Growing up, that was the music he liked the most. Though he started playing piano at age 5, he started focusing on guitar in his early teens. He had accepted Christ at a young age during a Vacation Bible School, but the worship services at his church were too traditional for his taste.
“I was part of an excellent youth program, though, that had contemporary praise and worship,” he said. “Contemporary Christian music was taking off, and I really started listening to it.”
A church called Warehouse Ministries in Sacramento also held Christian concerts every Saturday that Hawley attended. The concerts often featured top Christian acts of the time. Combined with the punk and New Wave music playing on secular radio stations, those influences comprise Hawley’s musical roots.
“But I didn’t see the church translating that music into an expression of faith,” he said. “My church’s music didn’t relate to my own musical world. I couldn’t relate to the choir or to the organ, and I didn’t feel comfortable bringing my non-Christian friends to church. I could take them to the concerts, but not to my church. It would have been too much culture shock for them.”
In college, he joined a Christian band that attempted to bridge both worlds, playing in parking lots and Youth for Christ events. After the group broke up, Hawley entered a period when he began to question Christianity while taking university courses that challenged his beliefs.
“I quickly jumped into a secular band that played in nightclubs three nights a week,” he said. “I did it for the experience, but it led me on the wrong track for a couple of years.”
In 1988, a church-planting pastor moved to town and made contact with Hawley. “My mother worked at the Youth for Christ office, and he was connecting with them to ask about musicians who were interested in producing culturally relevant music in a church.
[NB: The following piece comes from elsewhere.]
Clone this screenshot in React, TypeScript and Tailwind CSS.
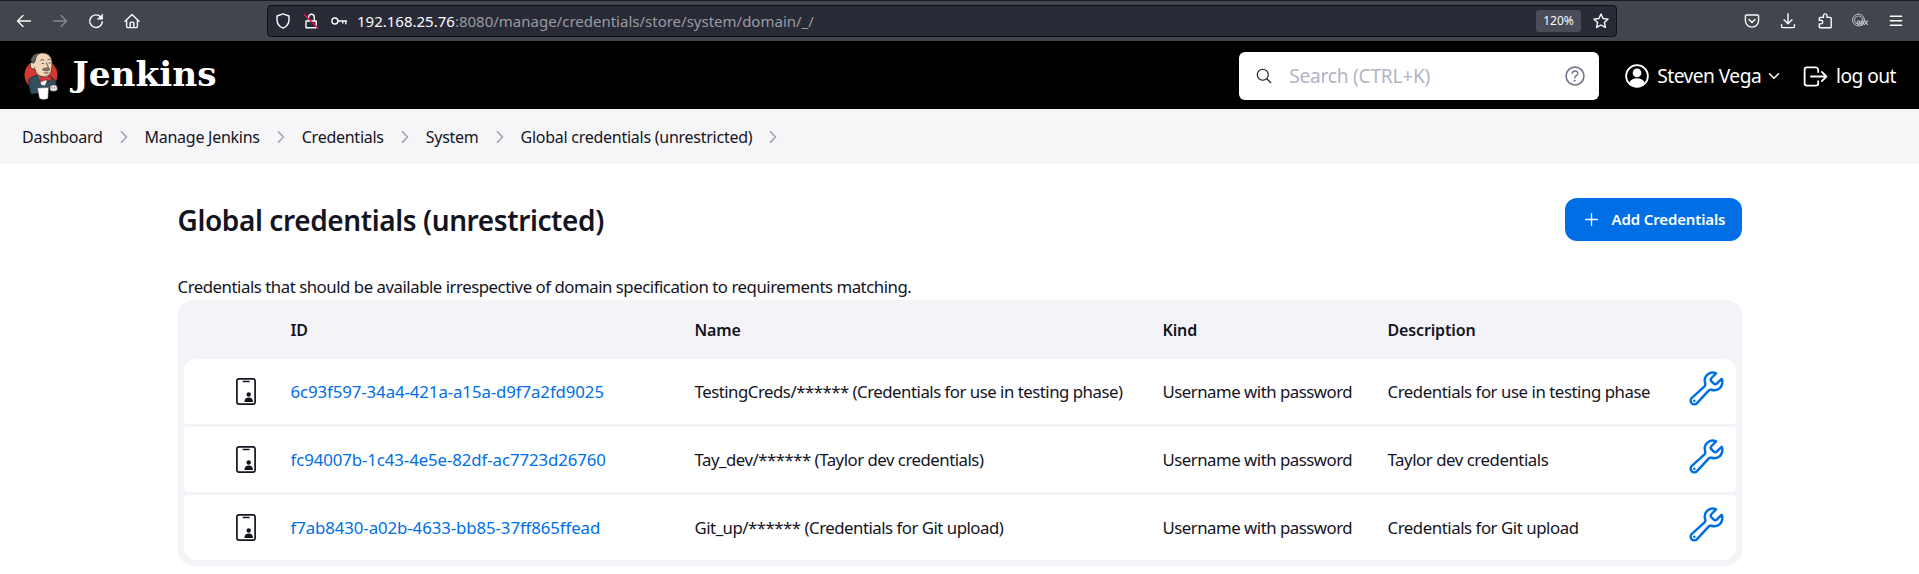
import React from "react";
import {
  IoAddOutline,
  IoBuildOutline,
  IoChevronDownOutline,
  IoChevronForwardOutline,
  IoHelpCircleOutline,
  IoLogOutOutline,
  IoSearchOutline,
} from "react-icons/io5";

const line = {
  fill: "none",
  stroke: "currentColor",
  strokeWidth: 1.4,
  strokeLinecap: "round" as const,
  strokeLinejoin: "round" as const,
};

function Glyph({ children, className = "" }: { children: React.ReactNode; className?: string }) {
  return (
    <svg viewBox="0 0 16 16" className={`size-4 shrink-0 ${className}`} {...line}>
      {children}
    </svg>
  );
}

function BrowserBar() {
  return (
    <div className="flex h-[41px] items-center border-t border-[#1c1b22] bg-[#42454c] pb-px text-[#fbfbfe]">
      <div className="flex w-[267px] items-center gap-5 pl-4">
        <Glyph>
          <path d="M14.5 8H1.5M7 2.5 1.5 8 7 13.5" />
        </Glyph>
        <Glyph className="text-[#85878c]">
          <path d="M1.5 8h13M9 2.5 14.5 8 9 13.5" />
        </Glyph>
        <Glyph>
          <path d="M12.7 4A6.3 6.3 0 1 0 14.3 8.6" />
          <path d="M14.6 1.2v5h-5z" fill="currentColor" strokeWidth=".6" />
        </Glyph>
        <Glyph>
          <path d="M1 8.3 8 1.5l7 6.8M2.6 7v6.6c0 .6.4 1 1 1h8.800c.6 0 1-.4 1-1V7M6.200 14.400V10c0-.5.400-.9.900-.9h1.800c.5 0 .9.400.9.900v4.400" />
        </Glyph>
      </div>
      <div className="flex h-8 w-[1350px] items-center rounded border border-[#0f1016] bg-[#282a36] pr-[7px] pl-[7px]">
        <Glyph>
          <path d="M8 .9 14 3v3.400c0 4-2 7-6 8.800-4-1.800-6-4.800-6-8.800V3z" />
        </Glyph>
        <Glyph className="ml-3">
          <path d="M3 8h10.200v6.700H3zM5.500 8V4.200a2.900 2.900 0 0 1 5.800 0V8" />
          <path d="M1.600 1.800 14.800 15" stroke="#e2164f" strokeWidth="1.500" />
        </Glyph>
        <Glyph className="ml-3">
          <circle cx="3.900" cy="8" r="3" />
          <path d="M7 8h8.500M14.800 8v2.800M11.800 8v2" />
        </Glyph>
        <div className="ml-[10px] text-[15px] leading-5">
          192.168.25.76<span className="text-[#9a9ba1]">:8080/manage/credentials/store/system/domain/_/</span>
        </div>
        <div className="ml-auto flex h-[22px] w-[45px] items-center justify-center rounded-[3px] bg-[#4a4c57] text-[12px]">
          120%
        </div>
        <Glyph className="ml-3">
          <path d="m8 1 2.100 4.500 5 .6-3.700 3.400 1 4.900L8 12l-4.400 2.400 1-4.900L.9 6.100l5-.6z" />
        </Glyph>
      </div>
      <div className="ml-auto flex items-center gap-5 pr-[15px]">
        <Glyph>
          <path d="M2.300 2h11.400c.5 0 .9.400.9.900V7.500a6.600 6.600 0 0 1-13.200 0V2.900c0-.5.400-.9.900-.9z" />
          <path d="m5 6.500 3 3 3-3" />
        </Glyph>
        <Glyph>
          <path d="M8 .8v9.700M4 6.800l4 3.900 4-3.900M1.600 11.800v1.600c0 .7.500 1.200 1.200 1.200h10.400c.7 0 1.200-.5 1.200-1.200v-1.600" />
        </Glyph>
        <Glyph className="relative left-px">
          <path d="M2.700 14.800h10.600c.5 0 .9-.4.900-.9V5.300c0-.5-.4-.9-.9-.9H10V2.700a1.800 1.800 0 0 0-3.600 0v1.700H3.200c-.5 0-.9.400-.9.900v2h1.600a1.800 1.800 0 0 1 0 3.600H2.300v3z" />
        </Glyph>
        <Glyph className="text-[#c5c6ca]">
          <circle cx="6.500" cy="7" r="5.900" strokeWidth="1" />
          <circle cx="6.500" cy="7" r="4" strokeWidth=".8" />
          <path d="M7.200 8c-2-.6-3 3.300-.6 3.300 1.400 0 1.200-3.300 1.200-3.300v3.300M9.700 8v4.500M9.700 9c2-1.800 2.700 2.700.2 2.300M12.500 7.800l3 3.700M15.500 7.800l-3 3.700" strokeWidth="1.100" />
        </Glyph>
        <Glyph>
          <path d="M2.300 3.200h11.400M2.300 7.700h11.400M2.300 12.200h11.400" />
        </Glyph>
      </div>
    </div>
  );
}

function Butler() {
  return (
    <svg viewBox="0 0 34 48" className="h-12 w-[34px] shrink-0">
      <ellipse cx="17" cy="23" rx="16.500" ry="15.500" fill="#d33833" />
      <path d="M5 27c3-2 6-3.500 9-3.500l12 1.500c4 1 6 4 6.500 8l-6 2-2 4-8 2-9.500 1C5.500 37 4.500 32 5 27z" fill="#335061" stroke="#10242f" strokeWidth=".8" />
      <path d="m14 23 3 10 4 1 4-10z" fill="#fff" stroke="#222" strokeWidth=".5" />
      <path d="M8 11C8 4.500 13 1 18.500 1c6 0 9.500 4 9.500 10 0 4-.3 9-2.500 11.500-2 2-5.500 2.500-8 2-4-1-6-4-6.500-7.500-3 0-4.500-3-3-6z" fill="#f0d6b7" stroke="#3b2b23" strokeWidth=".7" />
      <path d="M8.500 11c-2-.5-2-4-.5-6 2-3 4.500-4.200 8-4-3 1.500-4.500 4-4.500 7l-1.500 3z" fill="#5f5e64" stroke="#1d1919" strokeWidth=".6" />
      <path d="M7.500 10.500c-1.800 1-1.500 6 1.500 6.500 1.500 0 2-1 2-2" fill="#f0d6b7" stroke="#3b2b23" strokeWidth=".7" />
      <path d="M16.500 8.500c1-1.200 2.500-1.200 3.500 0M23.500 8c1-.8 2-.7 3 0M18 11.500h2M24.500 11h2M22.500 10.500c-.2 2 2.500 4 1.500 5.500" fill="none" stroke="#3b2b23" strokeWidth=".8" />
      <path d="M18.500 17.500c2-2 5-2 7.500-.5-1.500 2-4.500 2.500-7.500.5zM20 20.500c1.500 1 3 1 4.500 0" fill="#9a8176" stroke="#3b2b23" strokeWidth=".7" />
      <path d="m15.500 24 5.500 1.500 6-1.500.5 5-6-1-5.500 2z" fill="#d33833" stroke="#611b19" strokeWidth=".6" />
      <path d="M26 34c2-1.500 6-1.500 7 0l.5 4c-2 1.800-5.500 1.500-7.500.5z" fill="#e6e6e6" stroke="#333" strokeWidth=".6" />
      <path d="m13.500 36 11-.5-.5 11c-3 1.300-6 1.300-8.500 0z" fill="#fff" stroke="#555" strokeWidth=".5" />
      <path d="M28 36.500v-1.500M30.500 36.500v-1.500" stroke="#444" strokeWidth=".6" />
    </svg>
  );
}

function Header() {
  return (
    <header className="flex h-[68px] items-center bg-black pt-0.5 text-[19.200px] tracking-[-0.55px] text-white">
      <div className="flex items-center gap-[15px] pl-[23.500px]">
        <Butler />
        <span className="pb-[4px] font-['DejaVu_Serif',serif] text-[34.300px] leading-none font-bold tracking-normal">
          Jenkins
        </span>
      </div>
      <div className="ml-auto flex h-12 w-[360px] items-center rounded-md bg-white pr-[11px] pl-4 tracking-[-0.28px] text-[#b3b3c4]">
        <IoSearchOutline className="size-[18px] text-[#14141f]" />
        <span className="ml-4">Search (CTRL+K)</span>
        <IoHelpCircleOutline className="ml-auto size-[26px] text-[#73738c]" />
      </div>
      <div className="flex items-center pl-[26px]">
        <svg viewBox="0 0 24 24" className="size-6 shrink-0">
          <circle cx="12" cy="12" r="10.900" fill="none" stroke="white" strokeWidth="1.800" />
          <circle cx="12" cy="8.900" r="4.300" fill="white" />
          <path d="M4.300 18.500c1.700-3 4.500-4.300 7.700-4.300s6 1.300 7.700 4.300A10.500 10.500 0 0 1 12 22.500a10.500 10.500 0 0 1-7.700-4z" fill="white" />
        </svg>
        <span className="ml-2">Steven Vega</span>
        <IoChevronDownOutline className="ml-[5px] size-4" />
      </div>
      <div className="flex items-center pr-[23px] pl-[19px]">
        <IoLogOutOutline className="size-[29px]" />
        <span className="ml-[6px]">log out</span>
      </div>
    </header>
  );
}

const crumbs = ["Dashboard", "Manage Jenkins", "Credentials", "System", "Global credentials (unrestricted)"];

function Breadcrumbs() {
  return (
    <nav className="flex h-[55px] items-center bg-[#f6f6f9] pl-[22px] text-[16px] tracking-[-0.26px]">
      {crumbs.map((crumb) => (
        <div key={crumb} className="flex items-center">
          <span>{crumb}</span>
          <IoChevronForwardOutline className="mr-[12px] ml-[12px] size-[18px] text-[#a5a5bb]" />
        </div>
      ))}
    </nav>
  );
}

const rows = [
  ["6c93f597-34a4-421a-a15a-d9f7a2fd9025", "TestingCreds/****** (Credentials for use in testing phase)", "Credentials for use in testing phase"],
  ["fc94007b-1c43-4e5e-82df-ac7723d26760", "Tay_dev/****** (Taylor dev credentials)", "Taylor dev credentials"],
  ["f7ab8430-a02b-4633-bb85-37ff865ffead", "Git_up/****** (Credentials for Git upload)", "Credentials for Git upload"],
];

function IdCard() {
  return (
    <svg viewBox="0 0 20 27" className="ml-[52px] h-[27px] w-5 text-[#14141f]">
      <rect x=".9" y=".9" width="18.200" height="25.200" rx="2.200" fill="none" stroke="currentColor" strokeWidth="1.700" />
      <path d="M7.200 3.400h5.800" stroke="currentColor" strokeWidth="1.500" strokeLinecap="round" />
      <circle cx="12.700" cy="16.500" r="2.200" fill="currentColor" />
      <path d="M8.400 24c0-3 1.800-4.400 4.300-4.400S17 21 17 24z" fill="currentColor" />
    </svg>
  );
}

function CredentialsTable() {
  return (
    <div className="h-[266px] rounded-[16px] bg-[#f3f3f8] px-1.5 pb-1.5">
      <div className="grid h-[59px] grid-cols-[107px_404px_468px_225px_1fr] items-center text-[16px] font-semibold tracking-[-0.15px]">
        <span />
        <span>ID</span>
        <span>Name</span>
        <span>Kind</span>
        <span>Description</span>
      </div>
      <div className="flex flex-col gap-[3px]">
        {rows.map(([id, name, description]) => (
          <div
            key={id}
            className="grid h-[65px] grid-cols-[107px_404px_468px_225px_1fr_49px] items-center rounded-[4px] bg-white tracking-[-0.49px] first:rounded-t-[12px] last:rounded-b-[12px]"
          >
            <IdCard />
            <a className="tracking-[-0.08px] text-[#006fe6]">{id}</a>
            <span>{name}</span>
            <span>Username with password</span>
            <span className="tracking-[-0.44px]">{description}</span>
            <IoBuildOutline className="mb-[7px] size-[39px] text-[#006fe6]" />
          </div>
        ))}
      </div>
    </div>
  );
}

export default function App() {
  return (
    <div className="h-[574px] overflow-hidden bg-white font-['Noto_Sans',sans-serif] text-[16.800px] whitespace-nowrap text-[#14141f]">
      <BrowserBar />
      <Header />
      <Breadcrumbs />
      <main className="mx-auto w-[1564px] pt-[34px]">
        <div className="flex h-[43px] items-center justify-between">
          <h1 className="text-[28px] font-semibold tracking-[-0.4px]">Global credentials (unrestricted)</h1>
          <button className="flex h-[43px] w-[177px] items-center rounded-[12px] bg-[#006fe6] pl-4 text-[15px] font-semibold tracking-[-0.13px] text-white">
            <IoAddOutline className="size-[21px]" />
            <span className="ml-[10px]">Add Credentials</span>
          </button>
        </div>
        <p className="mt-[33px] mb-px h-[25px] leading-[25px] tracking-[-0.47px]">
          Credentials that should be available irrespective of domain specification to requirements matching.
        </p>
        <CredentialsTable />
      </main>
    </div>
  );
}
She recommended him to talk to me because I was wayward,” Hawley said with a smile. “It took me a while, but I agreed to help him, and we planted the church together.”
The church had a goal from the start to use contemporary music. “I got to integrate many of my stylistic influences, while tailoring them to match the age groups of those who came. I got to incorporate a lot of my playing style.”
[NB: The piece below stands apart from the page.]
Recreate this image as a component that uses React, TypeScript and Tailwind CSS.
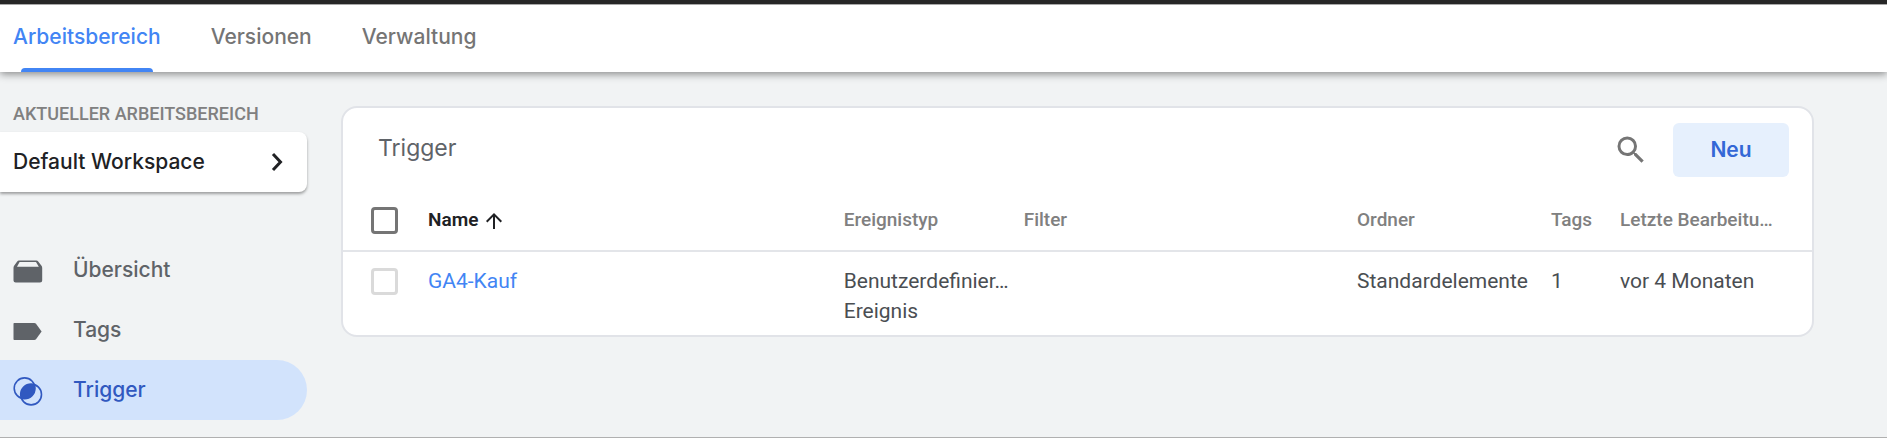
import { MdArrowUpward, MdSearch } from "react-icons/md";

const tabs = ["Arbeitsbereich", "Versionen", "Verwaltung"];

const navItems = [
  { label: "Übersicht", icon: OverviewIcon },
  { label: "Tags", icon: TagIcon },
  { label: "Trigger", icon: TriggerIcon },
];

const triggers = [
  {
    name: "GA4-Kauf",
    type: ["Benutzerdefinier…", "Ereignis"],
    filter: "",
    folder: "Standardelemente",
    tags: 1,
    edited: "vor 4 Monaten",
  },
];

function OverviewIcon() {
  return (
    <svg viewBox="0 0 30 30" className="size-[30px]" fill="currentColor">
      <path d="M0.5 13 Q0.5 11.8 1.1 10.8 L4.2 6.4 Q4.9 5.5 6 5.5 H23.4 Q24.5 5.5 25.2 6.4 L28.5 10.8 Q29.2 11.8 29.2 13 V25.4 Q29.2 27.5 27 27.5 H2.7 Q0.5 27.5 0.5 25.4 Z M6.6 7 L4 11.7 H25.8 L23 7 Z" fillRule="evenodd" />
    </svg>
  );
}

function TagIcon() {
  return (
    <svg viewBox="0 0 30 30" className="size-[30px]" fill="currentColor">
      <path d="M1.2 8 H21.3 Q22.3 8 23 8.8 L28.6 16.5 L23 24.2 Q22.3 25 21.3 25 H1.2 Q0.5 25 0.5 24.2 V8.8 Q0.5 8 1.2 8 Z" />
    </svg>
  );
}

function TriggerIcon() {
  return (
    <svg viewBox="0 0 31 31" className="-mr-px size-[31px]" fill="none">
      <circle cx="11.6" cy="13.3" r="10.4" stroke="currentColor" strokeWidth="1.6" />
      <circle cx="18.1" cy="19.5" r="10.4" stroke="currentColor" strokeWidth="1.6" />
      <path d="M21.3 9.6 A10.4 10.4 0 0 1 8.4 23.2 A10.4 10.4 0 0 1 21.3 9.6 Z" fill="currentColor" />
    </svg>
  );
}

function Header() {
  return (
    <header className="relative border-t-4 border-[#262626] bg-white shadow-[0_2px_8px_rgba(0,0,0,0.45)]">
      <nav className="flex h-[68px] gap-[50px] border-t border-[#a8a8a8] px-[13px] text-[21px] font-medium">
        {tabs.map((tab, i) => (
          <a
            key={tab}
            href="#"
            className={
              i === 0
                ? "flex flex-col justify-between pt-4 text-[#4285f4]"
                : "pt-4 text-[#757575]"
            }
          >
            <span className="leading-8">{tab}</span>
            {i === 0 && <span className="mx-2 h-1 rounded-t bg-[#4285f4]" />}
          </a>
        ))}
      </nav>
    </header>
  );
}

function Sidebar() {
  return (
    <aside className="w-[307px] shrink-0 pt-[30px]">
      <h2 className="px-[13px] font-[Roboto,sans-serif] text-[18px] leading-6 font-medium text-[#808080]">
        AKTUELLER ARBEITSBEREICH
      </h2>
      <button className="mt-[6px] flex h-[60px] w-full items-center justify-between rounded-r-lg bg-white pr-5 pl-[13px] text-[21px] font-medium text-[#202124] shadow-[0_2px_3px_rgba(0,0,0,0.35)]">
        Default Workspace
        <svg viewBox="0 0 20 20" className="size-5" fill="none" stroke="currentColor" strokeWidth="3">
          <path d="M6 2 L13.5 10 L6 18" />
        </svg>
      </button>
      <nav className="mt-12">
        {navItems.map(({ label, icon: Icon }) => (
          <a
            key={label}
            href="#"
            className={
              label === "Trigger"
                ? "flex h-[60px] items-center gap-[30px] rounded-r-full bg-[#d2e3fc] pl-[13px] text-[21px] font-medium text-[#3159c0]"
                : "flex h-[60px] items-center gap-[30px] pl-[13px] text-[21px] font-medium text-[#5f6368]"
            }
          >
            <Icon />
            {label}
          </a>
        ))}
      </nav>
    </aside>
  );
}

function TriggerTable() {
  return (
    <table className="w-full table-fixed text-left font-[Roboto,sans-serif] text-[#4a4e52]">
      <colgroup>
        <col className="w-[85px]" />
        <col className="w-[28.3%]" />
        <col className="w-[180px]" />
        <col />
        <col className="w-[194px]" />
        <col className="w-[69px]" />
        <col className="w-[192px]" />
      </colgroup>
      <thead>
        <tr className="h-[60px] border-b-2 border-[#e3e5e9] text-[19px] text-[#808080] [&>th]:font-medium">
          <th className="pl-7">
            <input
              type="checkbox"
              aria-label="Alle auswählen"
              className="block size-[27px] appearance-none rounded border-3 border-[#757575]"
            />
          </th>
          <th aria-sort="ascending" className="text-[#202124]">
            <button className="flex items-center gap-1 font-semibold">
              Name
              <MdArrowUpward className="size-6" />
            </button>
          </th>
          <th>Ereignistyp</th>
          <th>Filter</th>
          <th>Ordner</th>
          <th>Tags</th>
          <th className="whitespace-nowrap">Letzte Bearbeitu…</th>
        </tr>
      </thead>
      <tbody>
        {triggers.map((t) => (
          <tr key={t.name} className="align-top text-[21px] leading-[30px] [&>td]:pt-[14px] [&>td]:pb-[9px]">
            <td className="pl-7">
              <input
                type="checkbox"
                aria-label={t.name}
                className="mt-[2px] block size-[27px] appearance-none rounded border-3 border-[#dadada]"
              />
            </td>
            <td>
              <a href="#" className="text-[#4285f4]">{t.name}</a>
            </td>
            <td className="whitespace-nowrap">
              {t.type.map((line) => (
                <div key={line}>{line}</div>
              ))}
            </td>
            <td>{t.filter}</td>
            <td>{t.folder}</td>
            <td>{t.tags}</td>
            <td>{t.edited}</td>
          </tr>
        ))}
      </tbody>
    </table>
  );
}

export default function App() {
  return (
    <div className="flex min-h-screen flex-col border-b border-[#b0b0b0] bg-[#f1f3f4] font-[Inter,sans-serif]">
      <Header />
      <div className="flex flex-1 items-start">
        <Sidebar />
        <main className="mt-[34px] mr-[73px] ml-[34px] min-w-0 flex-1 rounded-2xl border-2 border-[#e1e3e8] bg-white">
          <div className="flex h-[83px] items-center pr-[23px] pl-[35px]">
            <h1 className="flex-1 pb-1 text-[23px] leading-8 text-[#5f6368]">Trigger</h1>
            <button aria-label="Suchen" className="mr-6 text-[#757575]">
              <MdSearch className="size-9" />
            </button>
            <button className="h-[54px] w-[116px] rounded-md bg-[#e6f0fd] text-[21px] font-semibold text-[#3367d6]">
              Neu
            </button>
          </div>
          <TriggerTable />
        </main>
      </div>
    </div>
  );
}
Hawley served for eight years working part-time for the church, but he eventually desired to serve full-time in ministry and get more in-depth training. In 1997, he entered Golden Gate Seminary.
“Golden Gate’s music school has the uniqueness of focusing on both ministry and music. I didn’t want just a music degree or just a theology degree. I saw the degree program as the best match for what I was looking for without relocating to a different part of the country. This is the only school on the West Coast that has this combination.”
He said Golden Gate has also helped him think out a working philosophy of music ministry through the various courses he took. “I see music as a neutral tool that God has given us to use to whatever intent our hearts hold. What I want to do with that tool is use it for God’s glory as a communication bridge between God and man, particularly our own culture, reaching both Christians and non-Christians.
“Anyone who is a musician and wants to get more depth in ministry and musical skills should come to Golden Gate. It’s boosted my confidence and my competence, and my exposure to other leaders, whether professors or other students, has influenced my character in a positive way.”
Hawley hopes to work full time at enabling a congregation to worship by equipping and developing musicians to facilitate that process. He left the church he helped start before enrolling in seminary in 1997. In fall 1998, he began serving part-time at Bayside Covenant Church, where he is incorporating praise choruses and contemporary Christian songs into highly evangelistic services.
“We worship by using non-performance-oriented participatory music done in a contemporary way with a high level of energy and joy.” he said. “The church has committed itself to developing not merely followers, but leaders for Christ, which I believe is helping the church to grow.”